— SET PROBLEM —
Everything in the listing except the pictures should be written out exactly.

— DATASET EXTRACT —
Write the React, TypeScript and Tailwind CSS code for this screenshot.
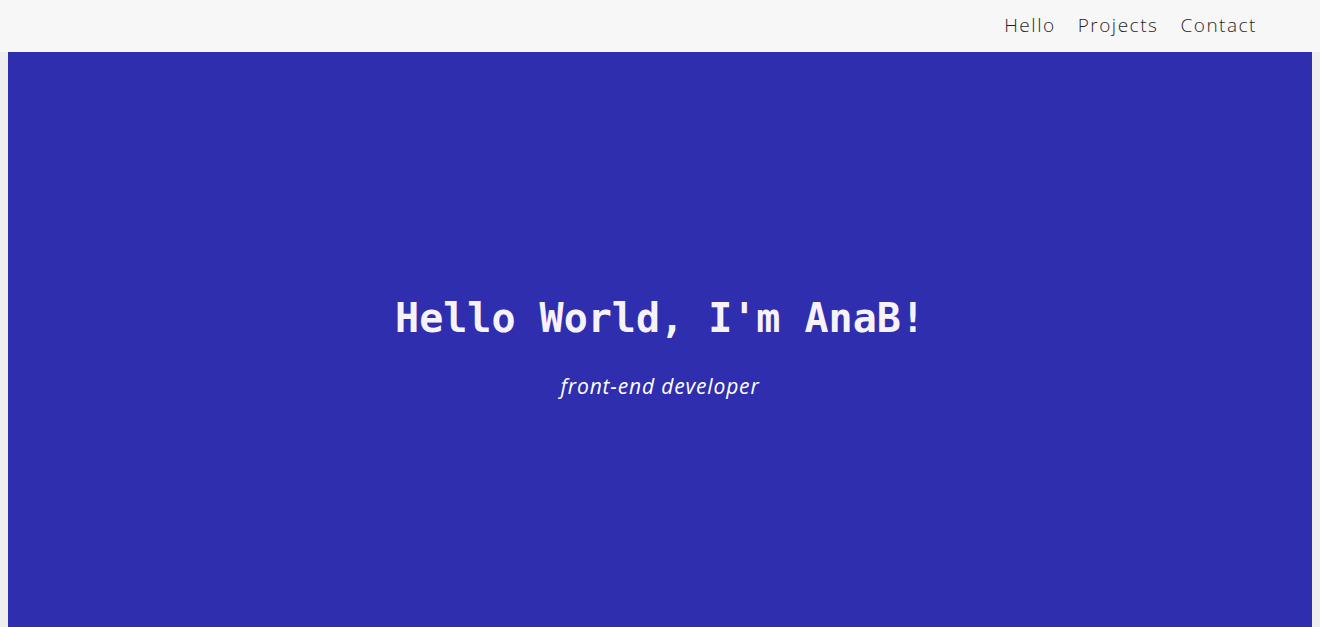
import React from "react";

export default function App() {
  return (
    <div className="min-h-screen bg-[#eeeeee]">
      <header className="h-[52px] bg-[#f7f7f7] flex items-center justify-end pr-[63px]">
        <nav className="flex gap-[22px] text-[19px] font-light tracking-[0.08em] text-[#1f1f1f] pb-[1px]" style={{ fontFamily: '"Open Sans", "Liberation Sans", sans-serif' }}>
          <a>Hello</a>
          <a>Projects</a>
          <a>Contact</a>
        </nav>
      </header>
      <main className="mx-2 h-[600px] bg-[#2f2eae] flex flex-col items-center pt-[238px]">
        <h1 className="text-[40px] font-bold text-[#f7f2f7] leading-[56px]" style={{ fontFamily: '"DejaVu Sans Mono", "Liberation Mono", monospace' }}>
          Hello World, I'm AnaB!
        </h1>
        <p className="mt-[25px] text-[21px] italic tracking-[0.04em] text-white" style={{ fontFamily: '"Open Sans", "Liberation Sans", sans-serif' }}>
          front-end developer
        </p>
      </main>
    </div>
  );
}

— TASK RESPONSE —
Write the React, TypeScript and Tailwind CSS code for this screenshot.
import React from "react";

export default function App() {
  return (
    <div className="min-h-screen bg-[#eeeeee]">
      <header className="h-[52px] bg-[#f7f7f7] flex items-center justify-end pr-[63px]">
        <nav className="flex gap-[22px] text-[19px] font-light tracking-[0.08em] text-[#1f1f1f] pb-[1px]" style={{ fontFamily: '"Open Sans", "Liberation Sans", sans-serif' }}>
          <a>Hello</a>
          <a>Projects</a>
          <a>Contact</a>
        </nav>
      </header>
      <main className="mx-2 h-[600px] bg-[#2f2eae] flex flex-col items-center pt-[238px]">
        <h1 className="text-[40px] font-bold text-[#f7f2f7] leading-[56px]" style={{ fontFamily: '"DejaVu Sans Mono", "Liberation Mono", monospace' }}>
          Hello World, I'm AnaB!
        </h1>
        <p className="mt-[25px] text-[21px] italic tracking-[0.04em] text-white" style={{ fontFamily: '"Open Sans", "Liberation Sans", sans-serif' }}>
          front-end developer
        </p>
      </main>
    </div>
  );
}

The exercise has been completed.